SETTANT’ANNI FA GLI EBREI ESPULSI DALLE SCUOLE E DALLE UNIVERSITÀ
MEMORIA MOLTO CORTA
SULLE INFAMI LEGGI RAZZIALI
Molti tentano oggi di sminuire la portata vergognosa delle leggi razziali, come fossero state un piccolo incidente di percorso. E, intanto, cresce una nuova forma di razzismo verso i "diversi", alimentato da paure e insicurezze.
Accadde settant’anni fa. Non sono tanti nella storia di un popolo, ma la memoria è corta. Settant’anni fa, il 5 settembre 1938, uscì il Regio decreto che espulse gli ebrei, alunni e insegnanti, dalle scuole e dalle università. Fu la prima delle leggi razziali che si susseguirono dal ’38 fino al ’43. Oggi si parla di quella vergogna come di un incidente di percorso, quasi una distrazione. Rispunta una forma di razzismo, alimentato da paure e insicurezze, contro i "diversi" del nostro tempo, gli zingari, gli immigrati, gli italiani di colore.
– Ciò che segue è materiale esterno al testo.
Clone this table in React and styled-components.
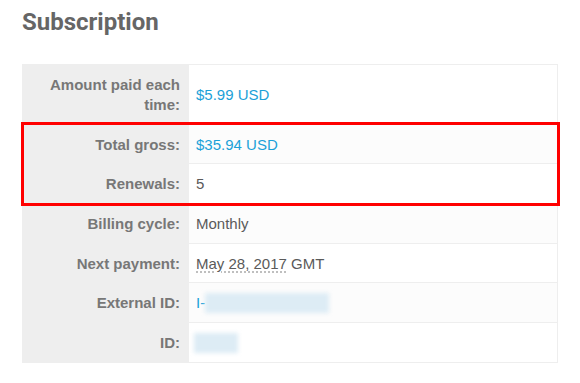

Si rivede la storia e, tanto per fare qualche esempio, si può addirittura dire che «il fascismo non è il male assoluto» (il sindaco di Roma Alemanno), e che «pure i soldati di Salò erano nel giusto» (il ministro della Difesa La Russa).
La memoria è corta e ogni tanto va rinfrescata. Esce ora un libro sugli anni della furia antisemita vissuti da una famiglia di Padova che si salvò rifugiandosi ad Assisi: Mirjam Viterbi Ben Horin, Con gli occhi di allora - Una bambina ebrea e le leggi razziali (Editrice Morcelliana, Via Gabriele Rosa, 71 - 25121 Brescia). L’autrice aveva 5 anni all’epoca della prima legge del ’38 e 10 quando la persecuzione finì. Quel periodo le è rimasto dentro per decenni, come sigillato. Infine s’è decisa a scriverne: «Dovevo superare, e non senza fatica, il pudore dei miei sentimenti di allora. Ma l’imperativo di una testimonianza diretta e cruda era più forte». Dopo la liberazione, Mirjam ha ricostruito la sua vita. Diplomata in pianoforte, laureata in Medicina e specializzata in Psichiatria, nel ’75 si è stabilita in Israele, dove esercita la professione di psichiatra. Ha sposato il diplomatico Nathan Ben Horin e ora vivono a Gerusalemme, con frequenti soggiorni in Italia. È molto attiva nel dialogo ebraicocristiano, sul quale scrive e tiene conferenze.
Ferma nella sua religione, si è interessata alla nostra fin dagli anni di Assisi, dove incontrò san Francesco: «Cominciavo a percepire che tra me, bambina ebrea nascosta, e il santo Patrono d’Italia c’era… qualcosa in comune. C’era una benedizione». La lunga notte vista dagli occhi dell’infanzia comincia quando il padre, professore di chimica fotografica all’Università di Padova, viene espulso dalla cattedra e la sorella maggiore Graziella dal ginnasio. Mirjam è troppo piccola per la scuola, eppure anche lei patisce la sua prima esclusione: non le è permesso diventare "figlia della lupa" come le altre bambine che sfilavano in divisa nelle parate.
È solo l’inizio. La famiglia Viterbi si rifugerà infine ad Assisi, dove troverà il soccorso del vescovo Giuseppe Placido Nicolini, di don Aldo Brunacci e di altri che nascondevano gli ebrei, compresi i tipografi Brizi che stampavano i documenti falsi. I loro nomi sono ora allo Yad Vashem di Gerusalemme, nell’elenco dei "giusti" che salvarono i perseguitati nella notte della ragione.
«Un lato poco noto degli eventi di quegli anni», scrive Mirjam Viterbi Ben Horin, «è che a volte la salvezza venne agli ebrei da uomini e donne che, contro l’ideologia imperante, seppero ascoltare l’umano che era in loro».
L’umano che è in noi. Ecco un sentimento da recuperare anche oggi che la paura del "diverso", le aggressioni contro lo "sporco negro", le scritte minacciose sui muri e altri segnali dell’ideologia imperante, fanno temere la ricomparsa di un razzismo che credevamo ormai sepolto tra i ferrivecchi del passato.